Looking under the Boltorr Brook crossing towards the Boltorr dam. It looks plausible from this viewpoint, but...
Looking under the river crossing towards the Boltorr dam. It looks plausible from this viewpoint, but…
Can the river emerge from under a bridge, Cadover style. There's a degree of elevation to overcome, but a couple of rocky pools and a "rapids" might do it...
Can the river emerge from under a bridge, Cadover style. There’s a degree of elevation to overcome, but a couple of rocky pools and a “rapids” might do it…

The prime aim of this layout is to look as if it really could have happened. The problem isn’t really the perspective from under the bridge towards the dam, which, though I say so myself looks pretty good, but being able to fit some realistic looking waterworks in between the bridge and the dam.

I think it can be done, but I might have to re-align the dam or think of some other way of making a scenic break. And the other question is, would there really be a rail embankment and bridge just a few yards downstream from a dam? Probably not.

From a bird's eye view, the real estate is very tight
From a bird’s eye view, the real estate is very tight
Imagine a railway crossing just downstream from here - Cadover Bridge : SX 554 646
Imagine a railway crossing just downstream from here – Cadover Bridge : SX 554 646

It’s pretty lucky that this is a figment of my imagination… or rather, another universe, so it’s pretty much up to me what to do next.

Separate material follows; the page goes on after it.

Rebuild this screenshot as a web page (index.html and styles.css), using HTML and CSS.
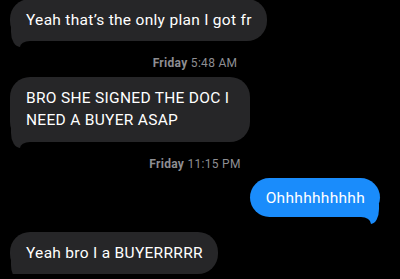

I think I’m going to have a retink about the positioning of the dam and see if it can be fitted in. It was a lot of work, after all. And I learnt that carving out every individual stone isn’t as good as placing them individually. It’s possibly quicker, but doesn’t look the same at all. Just look at the bridge abutments compared to the dam walls.

In the meantime I need to get on with the rail bridge piers. The retaining buttresses towards the front of the layout are now pretty much sorted. I’ve made them bigger than the last time they appeared so it looks as if they’re actually holding something back. I also need to sort out what happens between the bridge and the back of the layout.